La mirada curiosa, la mirada perpleja, la mirada del amor, la mirada anhelante, la mirada melancólica, la mirada inocente... El adolescente ve y mira la vida que le rodea, su vida, y vive plenamente sin saber hacia dónde se dirige.
Sin paliativos, Paolo Sorrentino nos hace participar con Fue la mano de Dios en lo que fue su vida en los años ochenta, en lo que fue y es Nápoles, en lo que fue y es el cine.
En la primera parte de la película no esconde su deuda con el cine de Fellini, lo homenajea con una gracia y una sensibilidad que el espectador no puede dejar de agradecer.

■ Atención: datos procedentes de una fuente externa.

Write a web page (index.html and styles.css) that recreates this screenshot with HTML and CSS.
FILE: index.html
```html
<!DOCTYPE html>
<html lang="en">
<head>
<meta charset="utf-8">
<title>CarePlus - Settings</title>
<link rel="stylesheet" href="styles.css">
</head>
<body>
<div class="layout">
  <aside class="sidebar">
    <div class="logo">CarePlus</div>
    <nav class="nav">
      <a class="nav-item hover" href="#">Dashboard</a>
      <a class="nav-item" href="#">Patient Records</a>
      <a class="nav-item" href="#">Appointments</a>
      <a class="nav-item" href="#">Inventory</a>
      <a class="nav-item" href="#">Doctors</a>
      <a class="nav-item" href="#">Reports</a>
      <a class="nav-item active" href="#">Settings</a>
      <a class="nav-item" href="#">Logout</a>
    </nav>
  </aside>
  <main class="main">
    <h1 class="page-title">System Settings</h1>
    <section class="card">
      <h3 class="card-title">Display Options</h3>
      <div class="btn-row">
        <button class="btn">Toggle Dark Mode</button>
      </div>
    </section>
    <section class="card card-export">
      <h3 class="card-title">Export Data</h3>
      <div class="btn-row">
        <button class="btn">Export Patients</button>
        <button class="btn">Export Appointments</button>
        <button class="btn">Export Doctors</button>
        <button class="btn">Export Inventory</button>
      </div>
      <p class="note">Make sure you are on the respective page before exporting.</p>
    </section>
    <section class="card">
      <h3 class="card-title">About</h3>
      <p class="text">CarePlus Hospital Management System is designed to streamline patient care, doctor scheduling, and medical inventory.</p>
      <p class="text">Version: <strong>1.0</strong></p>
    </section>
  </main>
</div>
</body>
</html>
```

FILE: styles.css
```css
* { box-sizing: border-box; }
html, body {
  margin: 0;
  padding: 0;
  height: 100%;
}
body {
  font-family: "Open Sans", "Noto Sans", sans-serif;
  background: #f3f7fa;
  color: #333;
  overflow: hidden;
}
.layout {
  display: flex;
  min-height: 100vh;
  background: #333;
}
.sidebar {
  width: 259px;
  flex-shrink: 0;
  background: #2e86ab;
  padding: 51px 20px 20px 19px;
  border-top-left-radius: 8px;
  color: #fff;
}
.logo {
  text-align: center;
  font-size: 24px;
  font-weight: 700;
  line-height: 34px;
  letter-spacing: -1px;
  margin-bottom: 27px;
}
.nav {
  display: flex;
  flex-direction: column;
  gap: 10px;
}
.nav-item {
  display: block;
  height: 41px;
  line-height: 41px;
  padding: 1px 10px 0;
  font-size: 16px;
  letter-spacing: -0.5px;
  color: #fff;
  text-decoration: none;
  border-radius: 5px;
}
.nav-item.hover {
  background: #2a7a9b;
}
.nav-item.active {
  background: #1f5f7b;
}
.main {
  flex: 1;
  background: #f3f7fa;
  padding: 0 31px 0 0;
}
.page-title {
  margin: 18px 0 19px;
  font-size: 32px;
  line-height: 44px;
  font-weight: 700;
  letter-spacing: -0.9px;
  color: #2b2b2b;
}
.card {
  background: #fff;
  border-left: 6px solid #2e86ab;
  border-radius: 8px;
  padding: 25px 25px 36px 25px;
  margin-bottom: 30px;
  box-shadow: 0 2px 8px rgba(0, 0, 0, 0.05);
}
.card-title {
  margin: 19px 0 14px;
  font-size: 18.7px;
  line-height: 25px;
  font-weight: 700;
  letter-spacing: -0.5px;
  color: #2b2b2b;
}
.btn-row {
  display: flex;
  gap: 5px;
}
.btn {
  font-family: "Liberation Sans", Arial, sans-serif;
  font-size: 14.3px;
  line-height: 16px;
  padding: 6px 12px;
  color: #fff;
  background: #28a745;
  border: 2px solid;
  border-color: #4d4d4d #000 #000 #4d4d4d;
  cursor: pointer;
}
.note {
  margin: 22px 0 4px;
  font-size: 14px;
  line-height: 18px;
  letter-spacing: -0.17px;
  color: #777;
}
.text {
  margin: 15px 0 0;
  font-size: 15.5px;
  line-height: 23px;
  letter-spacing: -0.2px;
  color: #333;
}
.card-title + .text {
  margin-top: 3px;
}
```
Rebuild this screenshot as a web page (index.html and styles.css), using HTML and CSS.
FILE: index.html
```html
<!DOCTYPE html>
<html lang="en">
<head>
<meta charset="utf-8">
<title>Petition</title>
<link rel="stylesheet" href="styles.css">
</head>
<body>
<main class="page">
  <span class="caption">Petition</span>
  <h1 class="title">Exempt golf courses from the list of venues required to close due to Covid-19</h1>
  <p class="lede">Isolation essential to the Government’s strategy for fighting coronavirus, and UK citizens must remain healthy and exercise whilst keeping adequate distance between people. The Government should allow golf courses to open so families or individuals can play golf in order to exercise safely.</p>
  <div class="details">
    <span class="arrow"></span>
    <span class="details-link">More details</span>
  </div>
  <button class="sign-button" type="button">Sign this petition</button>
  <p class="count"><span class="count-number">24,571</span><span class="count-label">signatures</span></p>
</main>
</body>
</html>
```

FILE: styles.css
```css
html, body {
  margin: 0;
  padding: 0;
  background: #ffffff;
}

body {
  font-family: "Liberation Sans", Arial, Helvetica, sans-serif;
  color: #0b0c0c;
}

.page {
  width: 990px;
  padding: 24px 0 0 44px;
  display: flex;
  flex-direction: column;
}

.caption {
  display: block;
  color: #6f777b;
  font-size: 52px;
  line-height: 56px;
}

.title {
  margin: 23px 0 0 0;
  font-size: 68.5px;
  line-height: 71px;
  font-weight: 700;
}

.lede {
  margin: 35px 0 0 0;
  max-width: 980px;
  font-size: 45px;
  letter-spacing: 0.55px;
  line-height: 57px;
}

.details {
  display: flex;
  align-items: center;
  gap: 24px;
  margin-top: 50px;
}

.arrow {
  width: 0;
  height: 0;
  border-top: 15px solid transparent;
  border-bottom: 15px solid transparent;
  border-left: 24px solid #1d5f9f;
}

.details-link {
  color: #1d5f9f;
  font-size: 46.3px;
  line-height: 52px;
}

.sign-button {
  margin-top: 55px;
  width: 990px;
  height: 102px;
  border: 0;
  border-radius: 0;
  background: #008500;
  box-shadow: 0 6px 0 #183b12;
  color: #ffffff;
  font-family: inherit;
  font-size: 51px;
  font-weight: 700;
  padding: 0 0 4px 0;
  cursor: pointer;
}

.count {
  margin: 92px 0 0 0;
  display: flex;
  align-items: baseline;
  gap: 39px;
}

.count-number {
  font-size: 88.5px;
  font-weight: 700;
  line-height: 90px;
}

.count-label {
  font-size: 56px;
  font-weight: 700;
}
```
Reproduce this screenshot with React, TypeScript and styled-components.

Hay momentos e imágenes únicos que se recordarán para siempre.
Más adelante en la fluida narración la película se desliza desde el humor a la tristeza con la misma naturalidad y exacerbación con que se suceden los sentimientos de un adolescente.
Asistimos asombrados, gozosos y tristes al crecimiento necesario de aquellos años del chico que, como la película muestra y demuestra, serán capitales en su vida futura.
Conocí el cine de Sorrentino gracias a la magnífica La gran belleza. La dimensión narrativa, humana y cinematográfica de esta película la convierten, sin ironía, en la gran belleza fílmica del año pasado.